Il était temps, il était grand temps, qu’après tous ces couvre-feux et ces confinements, je m’autorise à rejoindre l’immense majorité de mes contemporains s’octroyant des escapades à la campagne. J’ai donc préparé une valise sans trop y prêter attention et j’ai rejoint la Normandie sans passer par Saint-Lazare, direction le 8ème et la Galerie Lelong & Co. , pour l’exposition “Ma Normandie” de David Hockney.
Cloîtré à Paris depuis des mois, deux choses me manquaient, le grand air et les expositions. “Ma Normandie”, sixième proposition de David Hockney à la galerie de la rue de Téhéran, combine les deux en exposant dans ses grandes salles une dizaine de nouvelles peintures ainsi qu’une série d’œuvres sur papier exécutée depuis son installation en Normandie en 2019.
L’histoire est banale, celle d’un vieil Anglais qui s’achète une longère à colombage dans le Calvados pour y trouver du repos, poser ses valises en tartan et y garer son Land Rover. Sauf qu’ici l’Anglais excentrique, c’est David Hockney. Lors d’un séjour en 2018 à Bayeux, le peintre y découvre la tapisserie de la reine Mathilde. Il est marqué par les paysages et la gastronomie locale qui finiront de le convaincre, l’année suivante il emménage à Beuvron-en-Auge et transforme la grange en atelier et se met au travail.
Le résultat est une visite de propriété. Un panorama à 360° en 8 toiles de ce que l’on peut voir depuis le jardin. Comme il avait pu le faire sur iPad depuis la fenêtre de sa maison du Yorkshire quelques années auparavant, Hockney peint le temps qui passe. Le printemps qui s’annonce et qui vient peu à peu grignoter les courtes journées d’hiver. On trouve alors dans les pommiers, dans les chemins, sur les murs de la maison et dans le reflet des tuiles une palette de couleurs détonante. Le soleil vermillon de l’aurore fait alors passer les pommes pour des citrons, l’allée de l’entrée prend des airs de lavande, et on en vient à se demander si la Californie qu’il a si longtemps immortalisée ne s’est pas invitée à quelques kilomètres de Caen. Seul le ciel changeant et jamais loin de l’averse nous rappelle que le “splash” normand vient d’en haut.
Dans l’étude, on retrouve le défilé de la tapisserie voisine, mais aussi la rigoureuse simplicité de certaines estampes japonaises. Les colombages de la maison rappellent les chaumières hollandaises de Rembrandt.

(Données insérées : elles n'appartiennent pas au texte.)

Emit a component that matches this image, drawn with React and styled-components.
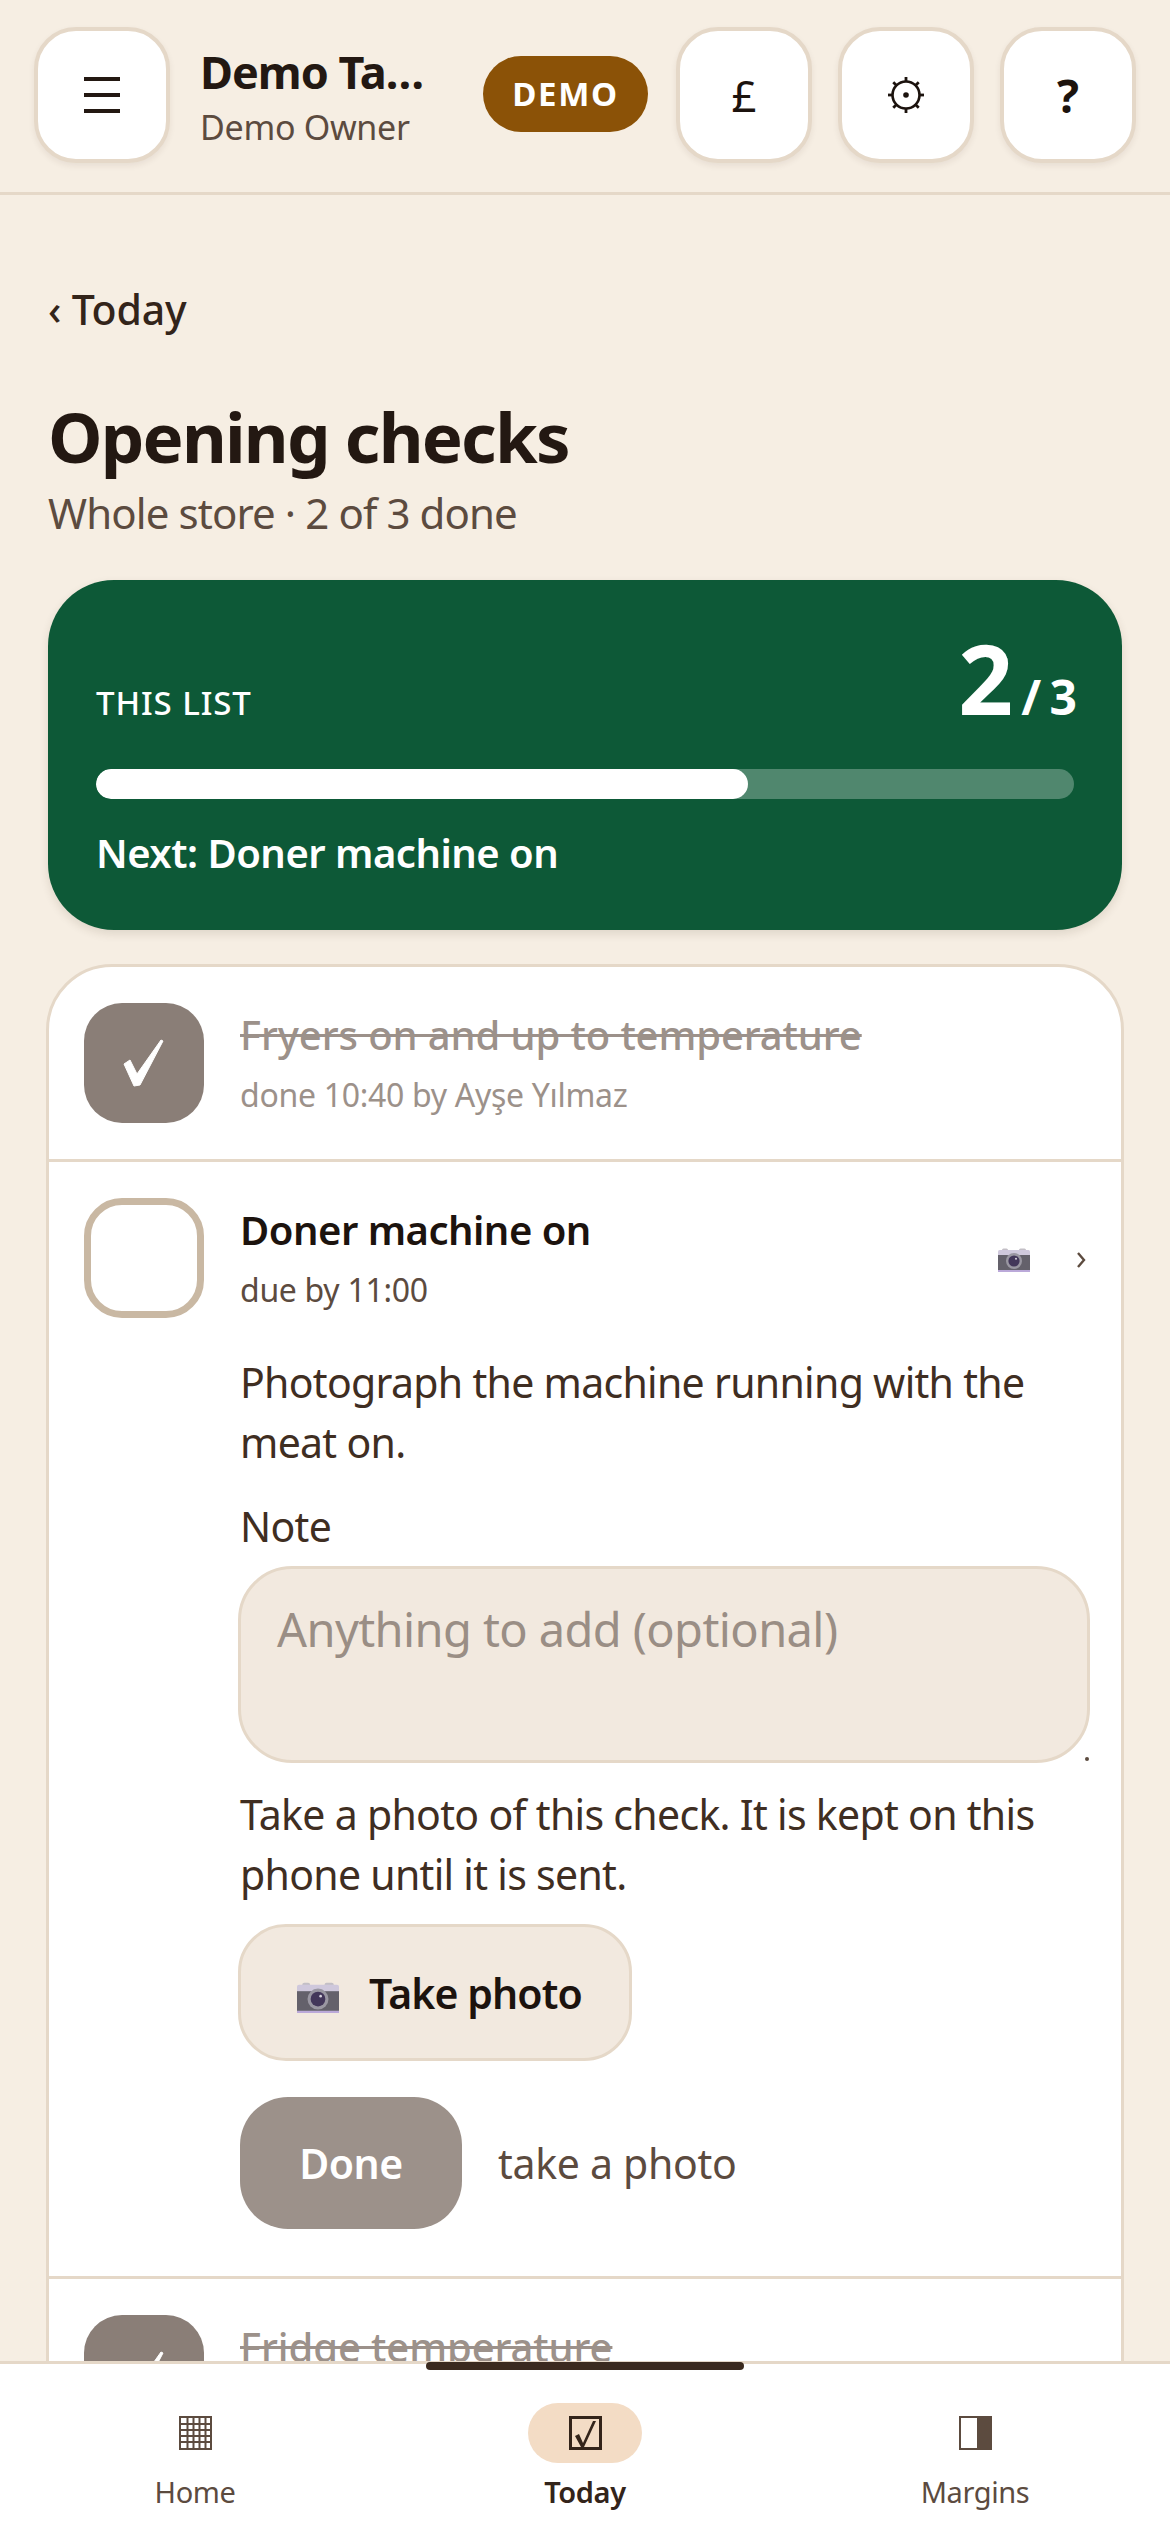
import styled, { createGlobalStyle } from "styled-components"

const GlobalStyle = createGlobalStyle`
html, body {
  margin: 0;
  padding: 0;
  background: #f6eee3;
}
* { box-sizing: border-box; }
body {
  font-family: "Noto Sans", "Open Sans", sans-serif;
  color: #231812;
  overflow: hidden;
}
`

const Screen = styled.div`
height: 2532px;
width: 1170px;
display: flex;
flex-direction: column;
overflow: hidden;
`
const Header = styled.header`
flex: none;
height: 195px;
display: flex;
align-items: center;
padding: 0 34px 2px 34px;
border-bottom: 3px solid #e5d8c8;
`
const IconButton = styled.div`
flex: none;
width: 136px;
height: 136px;
margin-left: ${props => props.gap || 0}px;
background: #fff;
border: 4px solid #e5d8c8;
border-radius: 42px;
box-shadow: 0 3px 6px rgba(60, 40, 20, 0.08);
display: flex;
align-items: center;
justify-content: center;
font-size: ${props => props.size || 48}px;
font-weight: ${props => props.weight || 400};
color: #1c130e;
`
const Brand = styled.div`
flex: 1;
min-width: 0;
margin: 2px 54px 0 30px;
`
const BrandName = styled.div`
font-size: 45px;
line-height: 60px;
font-weight: 700;
letter-spacing: -1px;
white-space: nowrap;
overflow: hidden;
text-overflow: ellipsis;
`
const BrandOwner = styled.div`
margin-top: 2px;
font-size: 34px;
line-height: 46px;
color: #5c4b3f;
letter-spacing: -0.3px;
`
const Badge = styled.div`
flex: none;
width: 165px;
height: 76px;
margin-bottom: 3px;
border-radius: 38px;
background: #8b5207;
color: #fff;
font-size: 33px;
font-weight: 700;
letter-spacing: 1.6px;
display: flex;
align-items: center;
justify-content: center;
`
const Main = styled.main`
flex: 1;
min-height: 0;
overflow: hidden;
padding: 84px 48px 0;
`
const Back = styled.div`
font-size: 41px;
line-height: 60px;
font-weight: 500;
color: #33241a;
letter-spacing: -0.2px;
`
const Title = styled.h1`
margin: 53px 0 0;
font-size: 69px;
line-height: 88px;
font-weight: 700;
letter-spacing: -1.8px;
color: #231812;
`
const Subtitle = styled.div`
margin-top: 3px;
font-size: 42px;
line-height: 60px;
color: #5c4b3f;
letter-spacing: -0.9px;
`
const Summary = styled.section`
margin-top: 37px;
height: 350px;
border-radius: 66px;
background: #0d5937;
color: #fff;
padding: 30px 48px 0;
box-shadow: 0 4px 10px rgba(60, 40, 20, 0.12);
`
const SummaryTop = styled.div`
height: 126px;
display: flex;
align-items: flex-end;
justify-content: space-between;
`
const SummaryLabel = styled.div`
padding-bottom: 8px;
font-size: 33px;
line-height: 50px;
font-weight: 500;
letter-spacing: 0.9px;
`
const Count = styled.div`
margin-right: -3px;
font-size: 48px;
line-height: 78px;
font-weight: 700;
white-space: nowrap;
word-spacing: -4px;
`
const CountBig = styled.span`
font-size: 96px;
margin-right: 8px;
`
const Track = styled.div`
margin-top: 33px;
height: 30px;
border-radius: 15px;
background: rgba(255, 255, 255, 0.28);
overflow: hidden;
`
const Fill = styled.div`
height: 100%;
border-radius: 15px;
background: #fff;
`
const NextUp = styled.div`
margin-top: 24px;
font-size: 40px;
line-height: 60px;
font-weight: 600;
letter-spacing: -0.5px;
`
const ListCard = styled.section`
margin: 34px -2px 0;
background: #fff;
border: 3px solid #e5d8c8;
border-radius: 66px 66px 0 0;
`
const Row = styled.div`
display: flex;
gap: 36px;
padding: 36px 33px ${props => (props.tall ? 47 : 36)}px 35px;
border-bottom: ${props => (props.last ? "none" : "3px solid #e5d8c8")};
`
const Box = styled.div`
flex: none;
width: 120px;
height: 120px;
border-radius: 38px;
display: flex;
align-items: center;
justify-content: center;
background: ${props => (props.done ? "#8a7e77" : "#fff")};
border: ${props => (props.done ? "none" : "7px solid #c9b8a3")};
`
const RowBody = styled.div`
flex: 1;
min-width: 0;
`
const RowHead = styled.div`
display: flex;
align-items: center;
`
const RowText = styled.div`
flex: 1;
min-width: 0;
`
const RowTitle = styled.div`
padding-top: 4px;
font-size: 40px;
line-height: 56px;
font-weight: ${props => (props.done ? 500 : 600)};
letter-spacing: ${props => (props.done ? -0.1 : -0.5)}px;
color: ${props => (props.done ? "#9c918a" : "#1c130e")};
text-decoration: ${props => (props.done ? "line-through" : "none")};
text-decoration-thickness: 3px;
`
const RowMeta = styled.div`
margin-top: 8px;
font-size: 32px;
line-height: 48px;
letter-spacing: -0.3px;
color: ${props => (props.done ? "#9c918a" : "#5c4b3f")};
`
const RowGlyphs = styled.div`
display: flex;
align-items: center;
margin-top: 8px;
`
const Chevron = styled.span`
margin-left: 46px;
margin-right: 2px;
display: flex;
`
const Copy = styled.p`
margin: ${props => props.top || 0}px 0 0;
font-size: 41px;
line-height: 60px;
letter-spacing: -0.7px;
color: #3f2e22;
`
const NoteWrap = styled.div`
position: relative;
margin: 10px -2px 0;
`
const NoteBox = styled.div`
height: 197px;
padding: 28px 36px;
background: #f2e9df;
border: 3px solid #e5d8c8;
border-radius: 54px;
font-size: 47px;
line-height: 64px;
letter-spacing: -0.6px;
color: #9a8e85;
`
const Grip = styled.div`
position: absolute;
right: 1px;
bottom: 2px;
width: 4px;
height: 4px;
border-radius: 50%;
background: #5c4b3f;
`
const PhotoButton = styled.div`
margin: 20px 0 0 -2px;
width: 394px;
height: 137px;
display: flex;
align-items: center;
gap: 30px;
padding-left: 56px;
background: #f2e9df;
border: 3px solid #e5d8c8;
border-radius: 48px;
font-size: 41px;
font-weight: 600;
letter-spacing: -0.9px;
color: #1c130e;
`
const PhotoGlyph = styled.span`
display: flex;
margin-top: 10px;
`
const DoneRow = styled.div`
margin-top: 36px;
display: flex;
align-items: center;
gap: 36px;
`
const DoneButton = styled.div`
width: 222px;
height: 132px;
border-radius: 48px;
background: #9c918a;
color: #fff;
font-size: 41px;
font-weight: 600;
letter-spacing: -0.5px;
display: flex;
align-items: center;
justify-content: center;
`
const DoneHint = styled.div`
font-size: 41px;
letter-spacing: -0.3px;
color: #5c4b3f;
`
const Nav = styled.nav`
flex: none;
position: relative;
height: 171px;
background: #fff;
border-top: 3px solid #e5d8c8;
display: grid;
grid-template-columns: repeat(3, 1fr);
`
const HomeBar = styled.div`
position: absolute;
top: -2px;
left: 426px;
width: 318px;
height: 8px;
border-radius: 4px;
background: #3a2a1f;
`
const Tab = styled.div`
display: flex;
flex-direction: column;
align-items: center;
padding-top: 39px;
color: ${props => (props.active ? "#33241a" : "#5c4b3f")};
`
const TabIcon = styled.div`
width: 114px;
height: 60px;
border-radius: 30px;
display: flex;
align-items: center;
justify-content: center;
background: ${props => (props.active ? "#f3dcc5" : "transparent")};
`
const TabLabel = styled.div`
margin-top: 8px;
font-size: 29px;
line-height: 42px;
font-weight: ${props => (props.active ? 600 : 400)};
letter-spacing: -0.4px;
`

function Camera({ w = 32 }) {
    return (
        <svg width={w} height={w * 0.75} viewBox="0 0 32 24">
            <rect x="4" y="0.5" width="6" height="3" rx="1.5" fill="#c3bfc6" />
            <rect x="21" y="0.5" width="7" height="3" rx="1.5" fill="#c3bfc6" />
            <rect x="0" y="2" width="32" height="22" rx="1.5" fill="#cfc8dc" />
            <rect x="0" y="7" width="32" height="15" fill="#64616b" />
            <rect x="0" y="22" width="32" height="2" fill="#bba9d9" />
            <circle cx="16" cy="13" r="8" fill="#9a97a2" />
            <circle cx="16" cy="13" r="5.6" fill="#43375a" />
            <circle cx="18" cy="10.8" r="1" fill="#d8d4e0" />
        </svg>
    )
}

function Tick() {
    return (
        <svg width="44" height="50" viewBox="0 0 44 50">
            <path d="M2 26 L8 22 L15 36 L39 2 L41 3 L18 47 L12 48Z" fill="#fff" stroke="#fff" strokeWidth="1" strokeLinejoin="round" />
        </svg>
    )
}

function Menu() {
    return (
        <svg width="36" height="36" viewBox="0 0 36 36">
            <path d="M0 2h36M0 18h36M0 34h36" stroke="#231812" strokeWidth="4" />
        </svg>
    )
}

function Gear() {
    const teeth = [0, 45, 90, 135, 180, 225, 270, 315]
    return (
        <svg width="38" height="38" viewBox="0 0 38 38">
            <circle cx="19" cy="19" r="13.5" fill="none" stroke="#1c130e" strokeWidth="2.6" />
            <circle cx="19" cy="19" r="2.8" fill="#1c130e" />
            {teeth.map(a => (
                <rect key={a} x="17.6" y="1" width="2.8" height="5" fill="#1c130e" transform={`rotate(${a} 19 19)`} />
            ))}
        </svg>
    )
}

function GridIcon() {
    const lines = [7, 13, 19, 25]
    return (
        <svg width="33" height="34" viewBox="0 0 33 34">
            <rect x="1" y="1" width="31" height="32" fill="#fff" stroke="#5c4b3f" strokeWidth="2" />
            {lines.map(v => <rect key={"v" + v} x={v + 0.5} y="1" width="2" height="32" fill="#5c4b3f" />)}
            {lines.map(v => <rect key={"h" + v} x="1" y={v} width="31" height="2" fill="#5c4b3f" />)}
        </svg>
    )
}

function CheckIcon() {
    return (
        <svg width="33" height="34" viewBox="0 0 33 34">
            <rect x="1.5" y="1.5" width="30" height="31" fill="none" stroke="#33241a" strokeWidth="3" />
            <path d="M6 20 L10 18 L14 27 L24 5 L27 5 L15 31 L12 31Z" fill="#33241a" />
        </svg>
    )
}

function SplitIcon() {
    return (
        <svg width="33" height="34" viewBox="0 0 33 34">
            <rect x="1" y="1" width="31" height="32" fill="#fff" stroke="#5c4b3f" strokeWidth="2" />
            <rect x="18" y="1" width="14" height="32" fill="#5c4b3f" />
        </svg>
    )
}

export default function App() {
    return (
        <Screen>
            <GlobalStyle />
            <Header>
                <IconButton><Menu /></IconButton>
                <Brand>
                    <BrandName>Demo Takeaway</BrandName>
                    <BrandOwner>Demo Owner</BrandOwner>
                </Brand>
                <Badge>DEMO</Badge>
                <IconButton gap={28} size={44}>£</IconButton>
                <IconButton gap={26}><Gear /></IconButton>
                <IconButton gap={26} size={46} weight={700}>?</IconButton>
            </Header>
            <Main>
                <Back>‹ Today</Back>
                <Title>Opening checks</Title>
                <Subtitle>Whole store · 2 of 3 done</Subtitle>
                <Summary>
                    <SummaryTop>
                        <SummaryLabel>THIS LIST</SummaryLabel>
                        <Count><CountBig>2</CountBig>/ 3</Count>
                    </SummaryTop>
                    <Track><Fill style={{ width: `${(2 / 3) * 100}%` }} /></Track>
                    <NextUp>Next: Doner machine on</NextUp>
                </Summary>
                <ListCard>
                    <Row>
                        <Box done><Tick /></Box>
                        <RowBody>
                            <RowTitle done>Fryers on and up to temperature</RowTitle>
                            <RowMeta done>done 10:40 by Ayşe Yılmaz</RowMeta>
                        </RowBody>
                    </Row>
                    <Row tall>
                        <Box />
                        <RowBody>
                            <RowHead>
                                <RowText>
                                    <RowTitle>Doner machine on</RowTitle>
                                    <RowMeta>due by 11:00</RowMeta>
                                </RowText>
                                <RowGlyphs>
                                    <Camera />
                                    <Chevron>
                                        <svg width="10" height="18" viewBox="0 0 10 18">
                                            <path d="M2 2 L8 9 L2 16" fill="none" stroke="#5c4b3f" strokeWidth="2.4" />
                                        </svg>
                                    </Chevron>
                                </RowGlyphs>
                            </RowHead>
                            <Copy top={38}>Photograph the machine running with the meat on.</Copy>
                            <Copy top={24}>Note</Copy>
                            <NoteWrap>
                                <NoteBox>Anything to add (optional)</NoteBox>
                                <Grip />
                            </NoteWrap>
                            <Copy top={21}>Take a photo of this check. It is kept on this phone until it is sent.</Copy>
                            <PhotoButton><PhotoGlyph><Camera w={42} /></PhotoGlyph>Take photo</PhotoButton>
                            <DoneRow>
                                <DoneButton>Done</DoneButton>
                                <DoneHint>take a photo</DoneHint>
                            </DoneRow>
                        </RowBody>
                    </Row>
                    <Row last>
                        <Box done><Tick /></Box>
                        <RowBody>
                            <RowTitle done>Fridge temperature</RowTitle>
                        </RowBody>
                    </Row>
                </ListCard>
            </Main>
            <Nav>
                <HomeBar />
                <Tab>
                    <TabIcon><GridIcon /></TabIcon>
                    <TabLabel>Home</TabLabel>
                </Tab>
                <Tab active>
                    <TabIcon active><CheckIcon /></TabIcon>
                    <TabLabel active>Today</TabLabel>
                </Tab>
                <Tab>
                    <TabIcon><SplitIcon /></TabIcon>
                    <TabLabel>Margins</TabLabel>
                </Tab>
            </Nav>
        </Screen>
    )
}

Et si, lorsqu’on évoque lumières et Normandie, on pense forcément aux impressionnistes français, on note qu’ils ont le plus souvent omis d’inclure dans leurs compositions les constructions typiques. Ici, Hockney se sert de ces géométries contrariées comme d’un motif qu’il démultiplie comme ses “haricots” ou ses points d’acrylique. Dans l’ombre, au fond du jardin, on aperçoit sur quelques toiles une dernière occurrence des poutres normandes, comme un symbole, une cabane dans les arbres, pour s’isoler, pour dessiner ce que l’on veut, comme un vieil enfant.
Une seconde salle opte pour l’intérieur de la maison. Dans deux styles distincts, les plaines laissent place à différentes accumulations. Deux dessins à l’encre semblent raconter des recherches et s’opposent par leur clarté aux impressions d’esquisses faites à l’iPad, sortes de détails d’un intérieur sans âge. On pourrait être dans le coin d’un de La Tour, mais ici le clair-obscur se fait sur les murs du lieu d’exposition. Reste encore cette impression qui se confirme une dernière fois lorsqu’en quittant la galerie, nous fait face une imposante photographie du peintre à son chevalet dans son jardin : on n’est pas sérieux quand on a 83 ans.
Pour vous offrir un bol d’air frais, rendez-vous jusqu’au 27 février à la Galerie Lelong & Co, 13 rue de Téhéran. Les réservations ne sont pas obligatoires mais conseillées.